REQUIRED TASK.
Word for word, print each line of the listing below; pictures stay out.

DATA.
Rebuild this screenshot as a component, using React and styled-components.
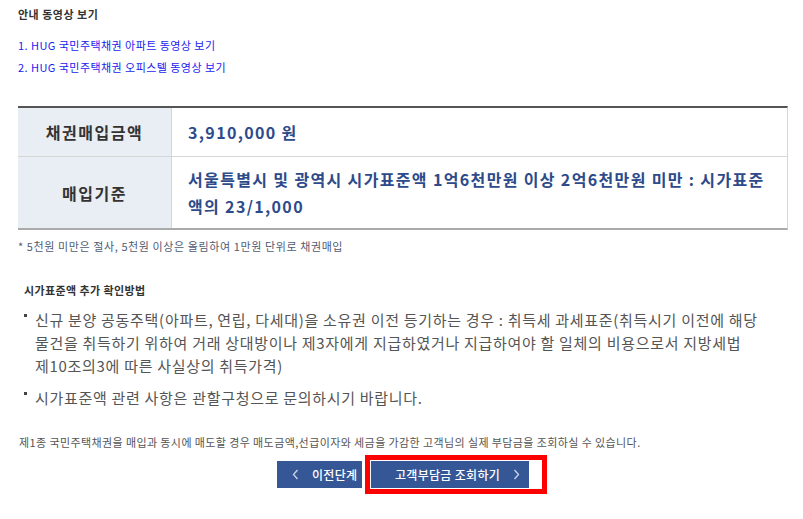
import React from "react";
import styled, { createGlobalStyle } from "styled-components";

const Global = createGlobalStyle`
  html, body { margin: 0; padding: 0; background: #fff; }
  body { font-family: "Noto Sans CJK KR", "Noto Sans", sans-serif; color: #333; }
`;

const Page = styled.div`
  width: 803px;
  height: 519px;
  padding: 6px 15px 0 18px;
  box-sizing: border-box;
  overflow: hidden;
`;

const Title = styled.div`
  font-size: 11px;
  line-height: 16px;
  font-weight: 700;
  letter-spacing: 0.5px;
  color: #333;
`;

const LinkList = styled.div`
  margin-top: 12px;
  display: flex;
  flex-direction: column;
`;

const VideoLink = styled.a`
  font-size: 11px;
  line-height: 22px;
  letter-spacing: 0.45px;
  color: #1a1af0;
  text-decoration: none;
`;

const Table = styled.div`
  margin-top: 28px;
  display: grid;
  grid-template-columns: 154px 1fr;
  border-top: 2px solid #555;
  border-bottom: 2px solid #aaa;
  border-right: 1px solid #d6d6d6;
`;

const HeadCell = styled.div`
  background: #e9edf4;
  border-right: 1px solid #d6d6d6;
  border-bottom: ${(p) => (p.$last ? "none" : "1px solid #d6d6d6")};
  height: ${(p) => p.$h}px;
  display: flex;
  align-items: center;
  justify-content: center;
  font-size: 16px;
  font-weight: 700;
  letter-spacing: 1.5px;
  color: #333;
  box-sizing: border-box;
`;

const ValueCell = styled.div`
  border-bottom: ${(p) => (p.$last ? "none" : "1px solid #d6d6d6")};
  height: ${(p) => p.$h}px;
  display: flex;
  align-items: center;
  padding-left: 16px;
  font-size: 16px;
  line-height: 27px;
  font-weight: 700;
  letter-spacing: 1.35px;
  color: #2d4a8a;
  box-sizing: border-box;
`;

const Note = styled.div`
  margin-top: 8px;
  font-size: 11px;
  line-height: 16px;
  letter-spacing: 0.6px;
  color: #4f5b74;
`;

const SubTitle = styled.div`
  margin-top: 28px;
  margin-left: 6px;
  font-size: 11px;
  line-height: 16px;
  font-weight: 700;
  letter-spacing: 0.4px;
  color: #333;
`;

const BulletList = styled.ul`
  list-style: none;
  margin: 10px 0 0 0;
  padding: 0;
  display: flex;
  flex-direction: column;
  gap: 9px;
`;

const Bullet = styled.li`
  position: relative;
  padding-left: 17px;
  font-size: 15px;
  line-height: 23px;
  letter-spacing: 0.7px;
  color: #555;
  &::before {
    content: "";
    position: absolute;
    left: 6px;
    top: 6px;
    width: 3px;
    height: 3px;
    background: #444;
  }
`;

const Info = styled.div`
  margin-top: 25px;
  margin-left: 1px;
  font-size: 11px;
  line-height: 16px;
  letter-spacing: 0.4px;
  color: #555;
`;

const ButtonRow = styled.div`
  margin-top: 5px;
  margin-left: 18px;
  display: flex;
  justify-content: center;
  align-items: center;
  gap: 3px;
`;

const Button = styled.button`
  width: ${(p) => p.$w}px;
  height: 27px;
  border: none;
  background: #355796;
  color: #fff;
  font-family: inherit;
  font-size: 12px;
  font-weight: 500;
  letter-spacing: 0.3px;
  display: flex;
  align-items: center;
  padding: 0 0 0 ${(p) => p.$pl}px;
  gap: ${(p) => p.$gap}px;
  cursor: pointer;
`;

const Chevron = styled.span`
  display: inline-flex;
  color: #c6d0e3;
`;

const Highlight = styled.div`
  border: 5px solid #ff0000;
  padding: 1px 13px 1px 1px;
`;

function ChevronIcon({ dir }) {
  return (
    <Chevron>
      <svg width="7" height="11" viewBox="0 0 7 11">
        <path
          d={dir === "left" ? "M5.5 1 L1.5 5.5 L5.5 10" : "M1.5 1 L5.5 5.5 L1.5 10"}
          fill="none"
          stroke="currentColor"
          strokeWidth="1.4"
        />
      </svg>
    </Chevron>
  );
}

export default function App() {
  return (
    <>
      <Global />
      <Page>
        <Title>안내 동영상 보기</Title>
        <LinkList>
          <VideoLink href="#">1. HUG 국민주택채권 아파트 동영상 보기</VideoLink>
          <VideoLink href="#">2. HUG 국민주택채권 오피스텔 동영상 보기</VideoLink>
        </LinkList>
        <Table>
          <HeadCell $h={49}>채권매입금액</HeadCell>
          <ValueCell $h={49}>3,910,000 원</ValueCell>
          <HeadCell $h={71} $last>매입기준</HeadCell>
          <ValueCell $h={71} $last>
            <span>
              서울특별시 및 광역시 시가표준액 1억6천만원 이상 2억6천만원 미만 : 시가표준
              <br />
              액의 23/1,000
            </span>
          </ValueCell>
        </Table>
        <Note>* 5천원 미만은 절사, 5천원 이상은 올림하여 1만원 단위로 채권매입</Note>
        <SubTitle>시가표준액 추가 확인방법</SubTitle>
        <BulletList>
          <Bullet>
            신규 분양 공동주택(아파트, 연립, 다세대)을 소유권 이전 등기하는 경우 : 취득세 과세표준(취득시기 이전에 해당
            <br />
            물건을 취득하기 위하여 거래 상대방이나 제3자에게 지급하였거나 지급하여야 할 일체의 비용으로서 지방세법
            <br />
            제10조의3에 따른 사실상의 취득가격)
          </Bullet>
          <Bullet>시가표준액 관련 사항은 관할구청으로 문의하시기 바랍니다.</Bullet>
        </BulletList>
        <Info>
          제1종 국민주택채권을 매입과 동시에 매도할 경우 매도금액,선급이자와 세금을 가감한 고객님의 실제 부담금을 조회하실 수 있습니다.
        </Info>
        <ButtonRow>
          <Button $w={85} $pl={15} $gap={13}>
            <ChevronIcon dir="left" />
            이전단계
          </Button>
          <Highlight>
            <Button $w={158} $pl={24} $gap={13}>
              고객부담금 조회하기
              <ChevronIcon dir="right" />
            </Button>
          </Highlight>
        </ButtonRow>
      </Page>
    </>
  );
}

ANSWER.
Rebuild this screenshot as a component, using React and styled-components.
import React from "react";
import styled, { createGlobalStyle } from "styled-components";

const Global = createGlobalStyle`
  html, body { margin: 0; padding: 0; background: #fff; }
  body { font-family: "Noto Sans CJK KR", "Noto Sans", sans-serif; color: #333; }
`;

const Page = styled.div`
  width: 803px;
  height: 519px;
  padding: 6px 15px 0 18px;
  box-sizing: border-box;
  overflow: hidden;
`;

const Title = styled.div`
  font-size: 11px;
  line-height: 16px;
  font-weight: 700;
  letter-spacing: 0.5px;
  color: #333;
`;

const LinkList = styled.div`
  margin-top: 12px;
  display: flex;
  flex-direction: column;
`;

const VideoLink = styled.a`
  font-size: 11px;
  line-height: 22px;
  letter-spacing: 0.45px;
  color: #1a1af0;
  text-decoration: none;
`;

const Table = styled.div`
  margin-top: 28px;
  display: grid;
  grid-template-columns: 154px 1fr;
  border-top: 2px solid #555;
  border-bottom: 2px solid #aaa;
  border-right: 1px solid #d6d6d6;
`;

const HeadCell = styled.div`
  background: #e9edf4;
  border-right: 1px solid #d6d6d6;
  border-bottom: ${(p) => (p.$last ? "none" : "1px solid #d6d6d6")};
  height: ${(p) => p.$h}px;
  display: flex;
  align-items: center;
  justify-content: center;
  font-size: 16px;
  font-weight: 700;
  letter-spacing: 1.5px;
  color: #333;
  box-sizing: border-box;
`;

const ValueCell = styled.div`
  border-bottom: ${(p) => (p.$last ? "none" : "1px solid #d6d6d6")};
  height: ${(p) => p.$h}px;
  display: flex;
  align-items: center;
  padding-left: 16px;
  font-size: 16px;
  line-height: 27px;
  font-weight: 700;
  letter-spacing: 1.35px;
  color: #2d4a8a;
  box-sizing: border-box;
`;

const Note = styled.div`
  margin-top: 8px;
  font-size: 11px;
  line-height: 16px;
  letter-spacing: 0.6px;
  color: #4f5b74;
`;

const SubTitle = styled.div`
  margin-top: 28px;
  margin-left: 6px;
  font-size: 11px;
  line-height: 16px;
  font-weight: 700;
  letter-spacing: 0.4px;
  color: #333;
`;

const BulletList = styled.ul`
  list-style: none;
  margin: 10px 0 0 0;
  padding: 0;
  display: flex;
  flex-direction: column;
  gap: 9px;
`;

const Bullet = styled.li`
  position: relative;
  padding-left: 17px;
  font-size: 15px;
  line-height: 23px;
  letter-spacing: 0.7px;
  color: #555;
  &::before {
    content: "";
    position: absolute;
    left: 6px;
    top: 6px;
    width: 3px;
    height: 3px;
    background: #444;
  }
`;

const Info = styled.div`
  margin-top: 25px;
  margin-left: 1px;
  font-size: 11px;
  line-height: 16px;
  letter-spacing: 0.4px;
  color: #555;
`;

const ButtonRow = styled.div`
  margin-top: 5px;
  margin-left: 18px;
  display: flex;
  justify-content: center;
  align-items: center;
  gap: 3px;
`;

const Button = styled.button`
  width: ${(p) => p.$w}px;
  height: 27px;
  border: none;
  background: #355796;
  color: #fff;
  font-family: inherit;
  font-size: 12px;
  font-weight: 500;
  letter-spacing: 0.3px;
  display: flex;
  align-items: center;
  padding: 0 0 0 ${(p) => p.$pl}px;
  gap: ${(p) => p.$gap}px;
  cursor: pointer;
`;

const Chevron = styled.span`
  display: inline-flex;
  color: #c6d0e3;
`;

const Highlight = styled.div`
  border: 5px solid #ff0000;
  padding: 1px 13px 1px 1px;
`;

function ChevronIcon({ dir }) {
  return (
    <Chevron>
      <svg width="7" height="11" viewBox="0 0 7 11">
        <path
          d={dir === "left" ? "M5.5 1 L1.5 5.5 L5.5 10" : "M1.5 1 L5.5 5.5 L1.5 10"}
          fill="none"
          stroke="currentColor"
          strokeWidth="1.4"
        />
      </svg>
    </Chevron>
  );
}

export default function App() {
  return (
    <>
      <Global />
      <Page>
        <Title>안내 동영상 보기</Title>
        <LinkList>
          <VideoLink href="#">1. HUG 국민주택채권 아파트 동영상 보기</VideoLink>
          <VideoLink href="#">2. HUG 국민주택채권 오피스텔 동영상 보기</VideoLink>
        </LinkList>
        <Table>
          <HeadCell $h={49}>채권매입금액</HeadCell>
          <ValueCell $h={49}>3,910,000 원</ValueCell>
          <HeadCell $h={71} $last>매입기준</HeadCell>
          <ValueCell $h={71} $last>
            <span>
              서울특별시 및 광역시 시가표준액 1억6천만원 이상 2억6천만원 미만 : 시가표준
              <br />
              액의 23/1,000
            </span>
          </ValueCell>
        </Table>
        <Note>* 5천원 미만은 절사, 5천원 이상은 올림하여 1만원 단위로 채권매입</Note>
        <SubTitle>시가표준액 추가 확인방법</SubTitle>
        <BulletList>
          <Bullet>
            신규 분양 공동주택(아파트, 연립, 다세대)을 소유권 이전 등기하는 경우 : 취득세 과세표준(취득시기 이전에 해당
            <br />
            물건을 취득하기 위하여 거래 상대방이나 제3자에게 지급하였거나 지급하여야 할 일체의 비용으로서 지방세법
            <br />
            제10조의3에 따른 사실상의 취득가격)
          </Bullet>
          <Bullet>시가표준액 관련 사항은 관할구청으로 문의하시기 바랍니다.</Bullet>
        </BulletList>
        <Info>
          제1종 국민주택채권을 매입과 동시에 매도할 경우 매도금액,선급이자와 세금을 가감한 고객님의 실제 부담금을 조회하실 수 있습니다.
        </Info>
        <ButtonRow>
          <Button $w={85} $pl={15} $gap={13}>
            <ChevronIcon dir="left" />
            이전단계
          </Button>
          <Highlight>
            <Button $w={158} $pl={24} $gap={13}>
              고객부담금 조회하기
              <ChevronIcon dir="right" />
            </Button>
          </Highlight>
        </ButtonRow>
      </Page>
    </>
  );
}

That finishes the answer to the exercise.